As for the performance of 317722 when it returns to traffic, Bombardier Vehicle Engineering Manager Duncan Ravenscroft says: “The tractive effort of a ‘317’ drops off at 60mph. They struggle to reach 100mph. Fitting new AC motors will allow the train to get to higher speeds. Higher speeds serve reliability, and the reliability of the trains will be a step-change.”
Ravenscroft would not be drawn on what the contract stipulates for the reliability of the ‘317’, but says it is a demanding change.
All the routes the trains could run on have been modelled to see how the train will perform. Meanwhile testing of 317722 will begin in September next year. It will go to Derby Litchurch Lane for initial testing on the test track there, before returning to Ilford for main line testing, probably in October.
Ilford was chosen because of its affinity with the trains. They have been based at Ilford ever since they were delivered in the early 1980s they have received C4 overhauls there, and for the past 15 years C6 overhauls have been carried out there. And critically, according to Ravenscroft, the depot is located adjacent to the Great Eastern Main Line, which means the ‘317’ can be tested there.
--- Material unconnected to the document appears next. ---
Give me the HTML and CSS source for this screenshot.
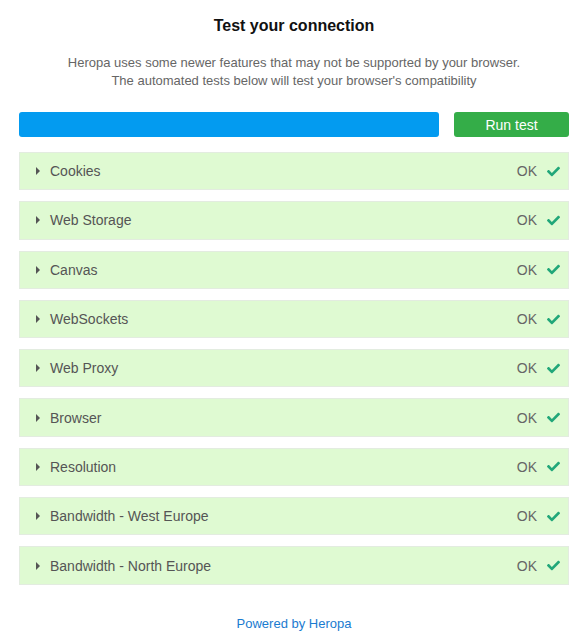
FILE: index.html
```html
<!DOCTYPE html>
<html lang="en">
<head>
    <meta charset="UTF-8">
    <title>Test your connection - Heropa</title>
    <link rel="stylesheet" href="styles.css">
</head>
<body>
    <div class="container">
        <h1>Test your connection</h1>
        <p class="subtitle">Heropa uses some newer features that may not be supported by your browser.<br>The automated tests below will test your browser's compatibility</p>

        <div class="toolbar">
            <div class="progress"><div class="progress-fill"></div></div>
            <button class="btn">Run test</button>
        </div>

        <div class="tests">
            <div class="test"><span class="caret"></span><span class="name">Cookies</span><span class="status">OK</span><svg class="check" viewBox="0 0 512 512"><path d="M173.9 439.4l-166.4-166.4c-10-10-10-26.2 0-36.2l36.2-36.2c10-10 26.2-10 36.2 0L192 312.7 432.1 72.6c10-10 26.2-10 36.2 0l36.2 36.2c10 10 10 26.2 0 36.2l-294.4 294.4c-10 10-26.2 10-36.2 0z"/></svg></div>
            <div class="test"><span class="caret"></span><span class="name">Web Storage</span><span class="status">OK</span><svg class="check" viewBox="0 0 512 512"><path d="M173.9 439.4l-166.4-166.4c-10-10-10-26.2 0-36.2l36.2-36.2c10-10 26.2-10 36.2 0L192 312.7 432.1 72.6c10-10 26.2-10 36.2 0l36.2 36.2c10 10 10 26.2 0 36.2l-294.4 294.4c-10 10-26.2 10-36.2 0z"/></svg></div>
            <div class="test"><span class="caret"></span><span class="name">Canvas</span><span class="status">OK</span><svg class="check" viewBox="0 0 512 512"><path d="M173.9 439.4l-166.4-166.4c-10-10-10-26.2 0-36.2l36.2-36.2c10-10 26.2-10 36.2 0L192 312.7 432.1 72.6c10-10 26.2-10 36.2 0l36.2 36.2c10 10 10 26.2 0 36.2l-294.4 294.4c-10 10-26.2 10-36.2 0z"/></svg></div>
            <div class="test"><span class="caret"></span><span class="name">WebSockets</span><span class="status">OK</span><svg class="check" viewBox="0 0 512 512"><path d="M173.9 439.4l-166.4-166.4c-10-10-10-26.2 0-36.2l36.2-36.2c10-10 26.2-10 36.2 0L192 312.7 432.1 72.6c10-10 26.2-10 36.2 0l36.2 36.2c10 10 10 26.2 0 36.2l-294.4 294.4c-10 10-26.2 10-36.2 0z"/></svg></div>
            <div class="test"><span class="caret"></span><span class="name">Web Proxy</span><span class="status">OK</span><svg class="check" viewBox="0 0 512 512"><path d="M173.9 439.4l-166.4-166.4c-10-10-10-26.2 0-36.2l36.2-36.2c10-10 26.2-10 36.2 0L192 312.7 432.1 72.6c10-10 26.2-10 36.2 0l36.2 36.2c10 10 10 26.2 0 36.2l-294.4 294.4c-10 10-26.2 10-36.2 0z"/></svg></div>
            <div class="test"><span class="caret"></span><span class="name">Browser</span><span class="status">OK</span><svg class="check" viewBox="0 0 512 512"><path d="M173.9 439.4l-166.4-166.4c-10-10-10-26.2 0-36.2l36.2-36.2c10-10 26.2-10 36.2 0L192 312.7 432.1 72.6c10-10 26.2-10 36.2 0l36.2 36.2c10 10 10 26.2 0 36.2l-294.4 294.4c-10 10-26.2 10-36.2 0z"/></svg></div>
            <div class="test"><span class="caret"></span><span class="name">Resolution</span><span class="status">OK</span><svg class="check" viewBox="0 0 512 512"><path d="M173.9 439.4l-166.4-166.4c-10-10-10-26.2 0-36.2l36.2-36.2c10-10 26.2-10 36.2 0L192 312.7 432.1 72.6c10-10 26.2-10 36.2 0l36.2 36.2c10 10 10 26.2 0 36.2l-294.4 294.4c-10 10-26.2 10-36.2 0z"/></svg></div>
            <div class="test"><span class="caret"></span><span class="name">Bandwidth - West Europe</span><span class="status">OK</span><svg class="check" viewBox="0 0 512 512"><path d="M173.9 439.4l-166.4-166.4c-10-10-10-26.2 0-36.2l36.2-36.2c10-10 26.2-10 36.2 0L192 312.7 432.1 72.6c10-10 26.2-10 36.2 0l36.2 36.2c10 10 10 26.2 0 36.2l-294.4 294.4c-10 10-26.2 10-36.2 0z"/></svg></div>
            <div class="test"><span class="caret"></span><span class="name">Bandwidth - North Europe</span><span class="status">OK</span><svg class="check" viewBox="0 0 512 512"><path d="M173.9 439.4l-166.4-166.4c-10-10-10-26.2 0-36.2l36.2-36.2c10-10 26.2-10 36.2 0L192 312.7 432.1 72.6c10-10 26.2-10 36.2 0l36.2 36.2c10 10 10 26.2 0 36.2l-294.4 294.4c-10 10-26.2 10-36.2 0z"/></svg></div>
        </div>

        <div class="footer"><a href="#">Powered by Heropa</a></div>
    </div>
</body>
</html>
```

FILE: styles.css
```css
body {
    margin: 0;
    font-family: "Liberation Sans", Arial, sans-serif;
    background: white;
    color: #555;
}
.container {
    padding: 0 19px;
}
h1 {
    margin: 0;
    padding-top: 16px;
    font-size: 16px;
    line-height: 19px;
    font-weight: bold;
    color: #111;
    text-align: center;
}
.subtitle {
    margin: 19px 0 0;
    font-size: 13px;
    line-height: 18px;
    color: #666;
    text-align: center;
}
.toolbar {
    display: flex;
    gap: 15px;
    margin-top: 22px;
}
.progress {
    flex: 1;
    height: 25px;
    border-radius: 3px;
    background: #0299ef;
    overflow: hidden;
}
.progress-fill {
    height: 100%;
    width: 100%;
    background: #039bf0;
}
.btn {
    width: 115px;
    height: 25px;
    border: none;
    border-radius: 3px;
    background: #34ad48;
    color: white;
    font-family: inherit;
    font-size: 14px;
    padding: 0;
}
.tests {
    margin-top: 15px;
}
.test {
    display: flex;
    align-items: center;
    height: 38.3px;
    box-sizing: border-box;
    margin-bottom: 11px;
    padding: 0 8px 0 16px;
    background: #dffad2;
    border: 1px solid #e3ece0;
    font-size: 14px;
}
.caret {
    width: 0;
    height: 0;
    border-top: 4px solid transparent;
    border-bottom: 4px solid transparent;
    border-left: 4px solid #555;
    margin-right: 10px;
}
.name {
    flex: 1;
    color: #555;
}
.status {
    color: #666;
    margin-right: 10px;
}
.check {
    width: 13px;
    height: 13px;
    fill: #21a779;
}
.footer {
    text-align: center;
    margin-top: 31px;
    font-size: 13px;
}
.footer a {
    color: #1a7bd0;
    text-decoration: none;
}
```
A driver training programme will be implemented, because although the actual controls will remain the same, the train will perform differently to a conventional ‘317’. It will also need route acceptance - although not a new unit, there are enough significant changes for the train to require a new safety case. This will be achieved through the testing process.
Says Roberts: “We wouldn’t say this is a new unit, but it will be a modern vehicle. It will have four traction motors rather than six, which means it will not be able to perform like an Electrostar.”
And the significance of this project isn’t lost on Ravenscroft. “This could add another 20 years on the train. It will be fit for a longer franchise.”